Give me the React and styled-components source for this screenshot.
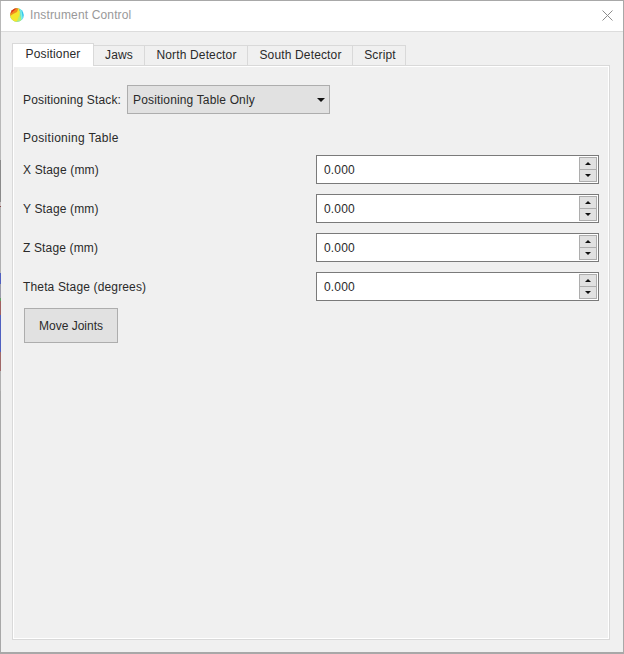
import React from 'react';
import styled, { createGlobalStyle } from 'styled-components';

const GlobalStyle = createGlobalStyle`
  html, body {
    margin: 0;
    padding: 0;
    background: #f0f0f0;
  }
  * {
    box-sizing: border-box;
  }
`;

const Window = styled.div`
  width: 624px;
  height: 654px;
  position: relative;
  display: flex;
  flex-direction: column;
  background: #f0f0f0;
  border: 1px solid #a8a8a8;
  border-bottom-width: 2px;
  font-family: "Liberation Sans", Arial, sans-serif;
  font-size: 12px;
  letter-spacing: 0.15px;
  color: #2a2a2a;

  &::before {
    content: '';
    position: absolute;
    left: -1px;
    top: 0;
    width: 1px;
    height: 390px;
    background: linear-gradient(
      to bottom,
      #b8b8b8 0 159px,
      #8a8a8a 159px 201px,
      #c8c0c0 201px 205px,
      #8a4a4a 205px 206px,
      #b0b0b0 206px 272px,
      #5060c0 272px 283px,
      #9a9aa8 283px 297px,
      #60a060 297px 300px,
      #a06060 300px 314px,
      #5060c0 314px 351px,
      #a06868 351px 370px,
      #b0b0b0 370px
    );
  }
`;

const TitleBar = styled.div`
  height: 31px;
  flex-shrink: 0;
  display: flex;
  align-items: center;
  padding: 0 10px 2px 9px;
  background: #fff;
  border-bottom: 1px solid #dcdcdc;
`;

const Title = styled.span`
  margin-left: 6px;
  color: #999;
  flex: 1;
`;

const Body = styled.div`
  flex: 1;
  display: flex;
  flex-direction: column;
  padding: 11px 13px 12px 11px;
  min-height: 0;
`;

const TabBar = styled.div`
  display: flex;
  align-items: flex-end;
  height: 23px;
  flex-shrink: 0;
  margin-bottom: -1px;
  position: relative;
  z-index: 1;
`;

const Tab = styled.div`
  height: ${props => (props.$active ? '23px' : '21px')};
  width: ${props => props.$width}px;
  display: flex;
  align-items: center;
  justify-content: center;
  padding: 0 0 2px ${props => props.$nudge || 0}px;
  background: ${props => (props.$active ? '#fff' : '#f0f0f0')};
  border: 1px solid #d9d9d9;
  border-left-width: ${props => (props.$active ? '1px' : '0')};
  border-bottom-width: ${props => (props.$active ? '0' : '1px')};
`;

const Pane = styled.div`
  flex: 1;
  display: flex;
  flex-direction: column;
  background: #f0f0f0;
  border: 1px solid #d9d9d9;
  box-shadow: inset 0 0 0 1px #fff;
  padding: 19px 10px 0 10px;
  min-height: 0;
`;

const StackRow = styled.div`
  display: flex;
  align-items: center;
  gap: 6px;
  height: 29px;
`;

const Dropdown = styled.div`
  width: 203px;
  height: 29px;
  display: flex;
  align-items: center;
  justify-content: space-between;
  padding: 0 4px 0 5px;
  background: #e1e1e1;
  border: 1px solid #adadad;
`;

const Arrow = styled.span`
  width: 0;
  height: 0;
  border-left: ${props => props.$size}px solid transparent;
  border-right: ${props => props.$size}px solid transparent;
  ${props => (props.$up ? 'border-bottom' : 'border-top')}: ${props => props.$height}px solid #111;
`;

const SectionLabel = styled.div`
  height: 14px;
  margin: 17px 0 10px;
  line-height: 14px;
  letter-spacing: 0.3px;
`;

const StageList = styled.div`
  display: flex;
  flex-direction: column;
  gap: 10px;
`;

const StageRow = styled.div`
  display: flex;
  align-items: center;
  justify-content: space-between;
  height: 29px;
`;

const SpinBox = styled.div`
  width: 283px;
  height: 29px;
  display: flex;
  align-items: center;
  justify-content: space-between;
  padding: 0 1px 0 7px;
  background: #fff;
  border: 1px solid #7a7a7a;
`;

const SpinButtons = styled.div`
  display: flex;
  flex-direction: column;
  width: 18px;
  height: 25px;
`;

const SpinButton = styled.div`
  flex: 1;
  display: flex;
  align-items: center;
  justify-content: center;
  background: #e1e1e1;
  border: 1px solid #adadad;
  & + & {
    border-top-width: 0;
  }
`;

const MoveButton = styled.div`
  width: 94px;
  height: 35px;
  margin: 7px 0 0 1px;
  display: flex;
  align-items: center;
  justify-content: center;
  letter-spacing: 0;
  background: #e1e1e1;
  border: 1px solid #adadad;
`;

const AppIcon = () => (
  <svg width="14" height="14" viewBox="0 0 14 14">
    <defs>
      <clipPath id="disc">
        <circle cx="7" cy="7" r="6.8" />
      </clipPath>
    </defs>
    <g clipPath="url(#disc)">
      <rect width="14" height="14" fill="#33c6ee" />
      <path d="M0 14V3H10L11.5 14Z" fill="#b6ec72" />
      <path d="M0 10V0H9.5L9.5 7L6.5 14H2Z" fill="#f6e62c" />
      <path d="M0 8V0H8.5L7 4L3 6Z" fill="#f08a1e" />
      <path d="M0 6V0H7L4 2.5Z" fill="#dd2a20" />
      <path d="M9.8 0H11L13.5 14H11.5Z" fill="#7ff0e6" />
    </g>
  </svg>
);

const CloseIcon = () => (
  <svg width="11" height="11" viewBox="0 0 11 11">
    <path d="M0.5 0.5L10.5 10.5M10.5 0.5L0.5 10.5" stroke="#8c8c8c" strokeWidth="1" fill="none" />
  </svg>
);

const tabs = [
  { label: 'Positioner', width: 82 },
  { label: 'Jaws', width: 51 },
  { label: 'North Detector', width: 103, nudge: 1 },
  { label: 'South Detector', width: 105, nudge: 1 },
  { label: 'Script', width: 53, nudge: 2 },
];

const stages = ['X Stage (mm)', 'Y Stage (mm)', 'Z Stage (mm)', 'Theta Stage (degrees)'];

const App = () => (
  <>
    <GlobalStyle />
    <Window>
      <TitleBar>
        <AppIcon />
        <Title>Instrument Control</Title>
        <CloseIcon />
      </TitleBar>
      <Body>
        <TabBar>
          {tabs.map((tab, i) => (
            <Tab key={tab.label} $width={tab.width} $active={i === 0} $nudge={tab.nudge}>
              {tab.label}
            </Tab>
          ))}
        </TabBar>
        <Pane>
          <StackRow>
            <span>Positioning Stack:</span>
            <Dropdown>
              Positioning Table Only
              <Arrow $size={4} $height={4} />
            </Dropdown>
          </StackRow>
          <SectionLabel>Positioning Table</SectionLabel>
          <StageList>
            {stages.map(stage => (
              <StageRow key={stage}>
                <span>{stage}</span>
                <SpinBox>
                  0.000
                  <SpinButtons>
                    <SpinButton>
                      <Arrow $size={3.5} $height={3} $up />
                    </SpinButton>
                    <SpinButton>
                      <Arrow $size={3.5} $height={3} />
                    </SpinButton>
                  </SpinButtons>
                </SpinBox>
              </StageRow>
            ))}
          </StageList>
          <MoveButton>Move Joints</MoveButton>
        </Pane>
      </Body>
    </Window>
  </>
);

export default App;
****
**What you need to do**
Set down again, exactly, the lines of the material above from its first line to the one with "color: #2a2a2a;", inclusive. Leave the pictures out.

**Correct result**
Give me the React and styled-components source for this screenshot.
import React from 'react';
import styled, { createGlobalStyle } from 'styled-components';

const GlobalStyle = createGlobalStyle`
  html, body {
    margin: 0;
    padding: 0;
    background: #f0f0f0;
  }
  * {
    box-sizing: border-box;
  }
`;

const Window = styled.div`
  width: 624px;
  height: 654px;
  position: relative;
  display: flex;
  flex-direction: column;
  background: #f0f0f0;
  border: 1px solid #a8a8a8;
  border-bottom-width: 2px;
  font-family: "Liberation Sans", Arial, sans-serif;
  font-size: 12px;
  letter-spacing: 0.15px;
  color: #2a2a2a;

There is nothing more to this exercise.